- Former name: 1844: Saint Joseph's Hospital and Annexes (Hospital de São José e Anexos) 1913: Civil Hospitals of Lisbon (Hospitais Civis de Lisboa) 2007: Central Lisbon Hospital Centre (Centro Hospitalar de Lisboa Central)
- Established: 1844
- Headquarters: Rua José António Serrano, Arroios, Lisbon
- Hospitals: Hospital de São José, Hospital de Santo António dos Capuchos, Hospital de Dona Estefânia, Hospital de Santa Marta, Hospital Curry Cabral, Maternidade Alfredo da Costa
- Staff: 7,944 (2019)
- Website: www.chlc.min-saude.pt

= Centro Hospitalar Universitário de Lisboa Central =

Centro Hospitalar Universitário de Lisboa Central (/pt-PT/; CHULC; "Central Lisbon University Hospital Centre") is a public hospital centre (a state-owned enterprise) serving the Greater Lisbon area, in Portugal.

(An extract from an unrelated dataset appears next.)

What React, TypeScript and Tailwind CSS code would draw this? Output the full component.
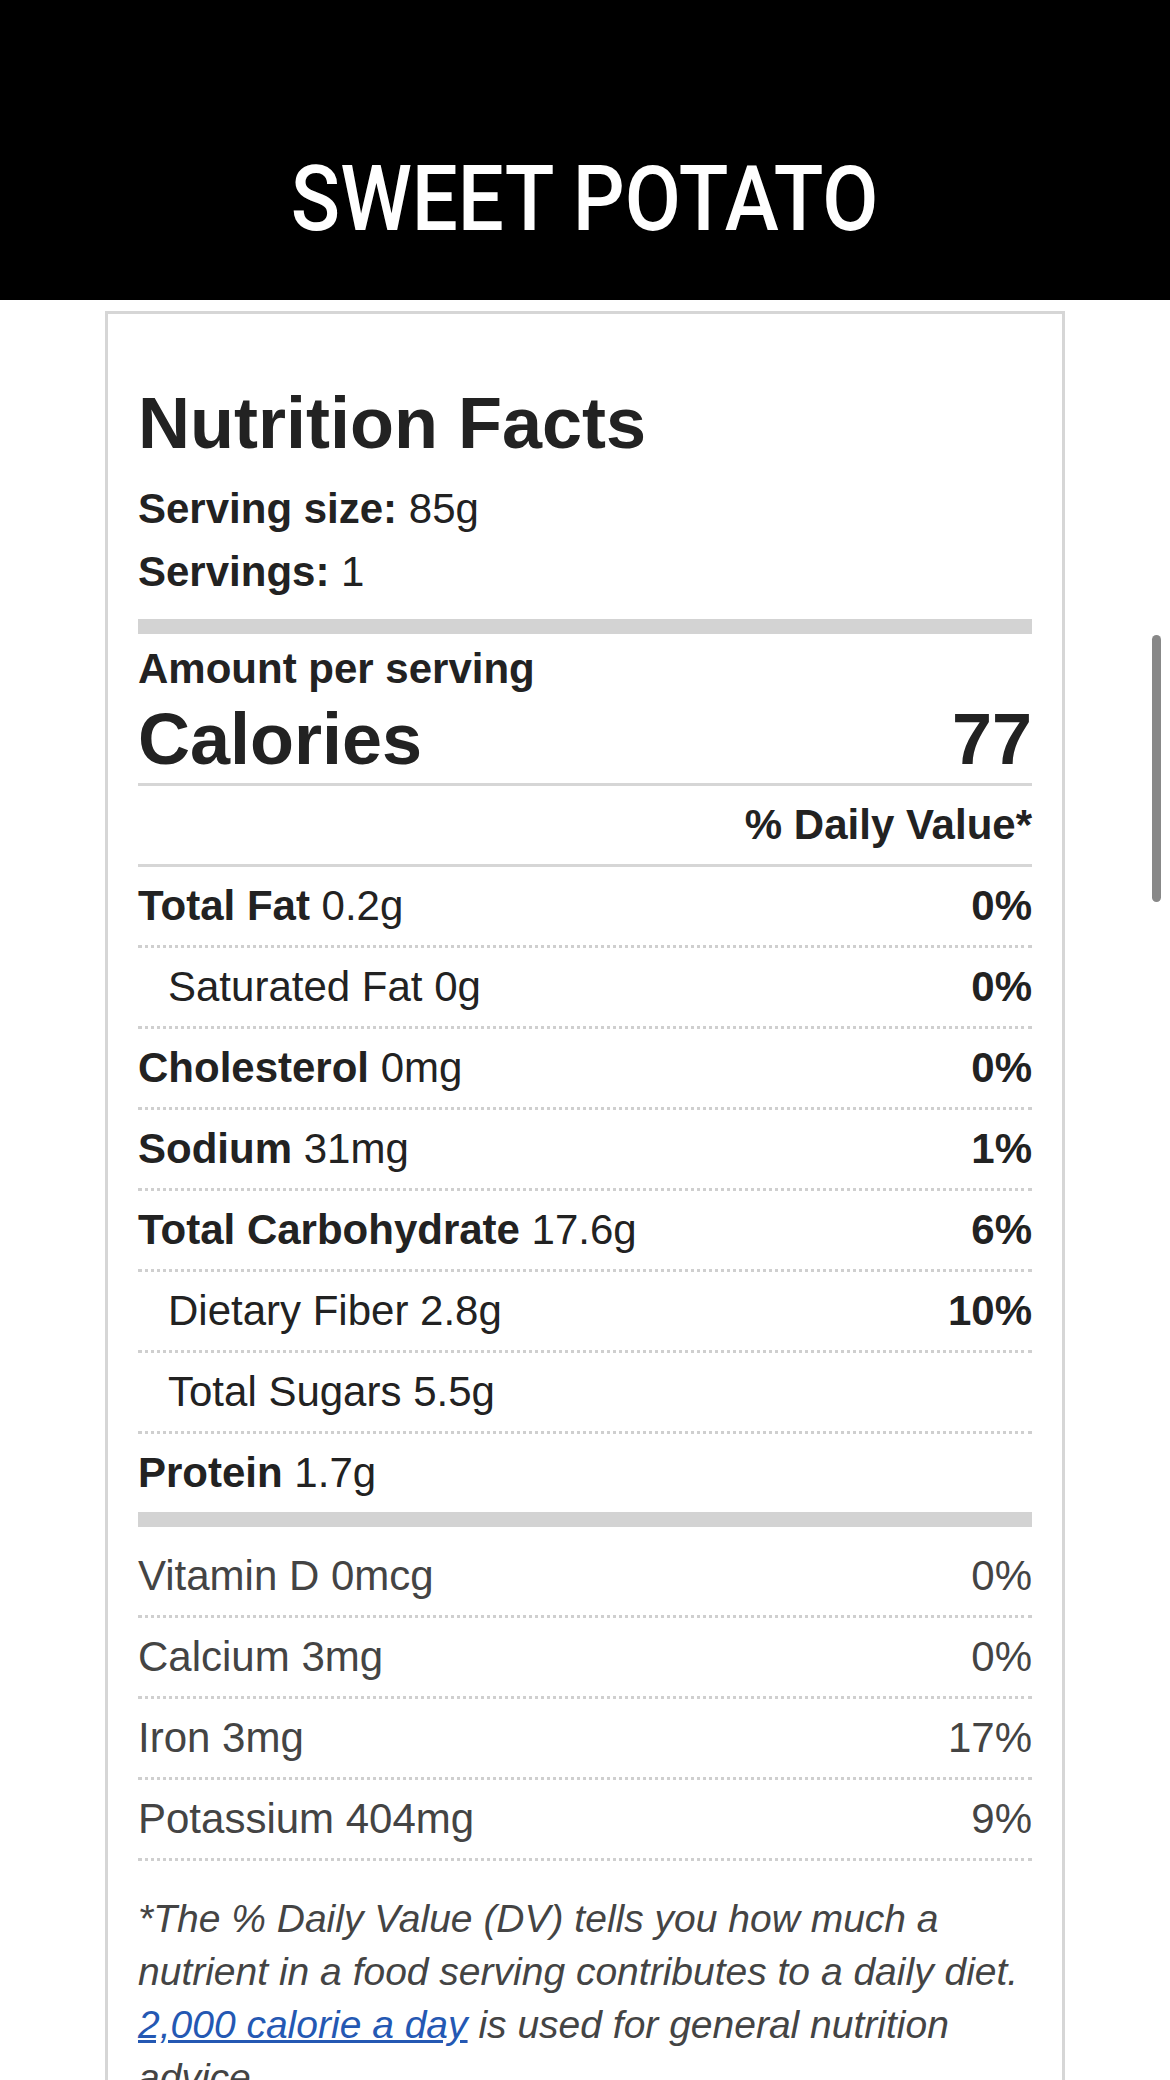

CHULC is one of the four hospital centres in Lisbon, alongside Northern Lisbon University Hospital Centre (CHULN), Western Lisbon Hospital Centre (CHLO) and the Lisbon Psychiatric Hospital Centre (CHPL). It groups together the hospitals Hospital de São José, Hospital de Santo António dos Capuchos, Hospital de Dona Estefânia, Hospital de Santa Marta, Hospital Curry Cabral, and Maternidade Alfredo da Costa.

==History==
The beginnings of the hospital centre go back to 1844 with the establishment of "Saint Joseph's Hospital and Annexes" (Hospital de São José e Anexos), when Hospital de São José annexed the nearby Leper Hospital of Saint Lazarus (Gafaria de São Lázaro); not long after, the Rilhafoles Mental Asylum (some time later renamed Miguel Bombarda Hospital) and the Desterro Hospital also became institutionally attached to São José. Other hospitals in the city merged into the centre along the years (some of them no longer in operation): Hospital de Dona Estefânia in 1877, Hospital de Arroios in 1892, Hospital de Santa Marta in 1903, Hospital Curry Cabral in 1906, Hospital de Santo António dos Capuchos in 1928, and most recently, Maternidade Alfredo da Costa, in 2012. In 1913, the hospital centre became known as the "Civil Hospitals of Lisbon" (Hospitais Civis de Lisboa, HCL), a name by which it is sometimes still colloquially known as.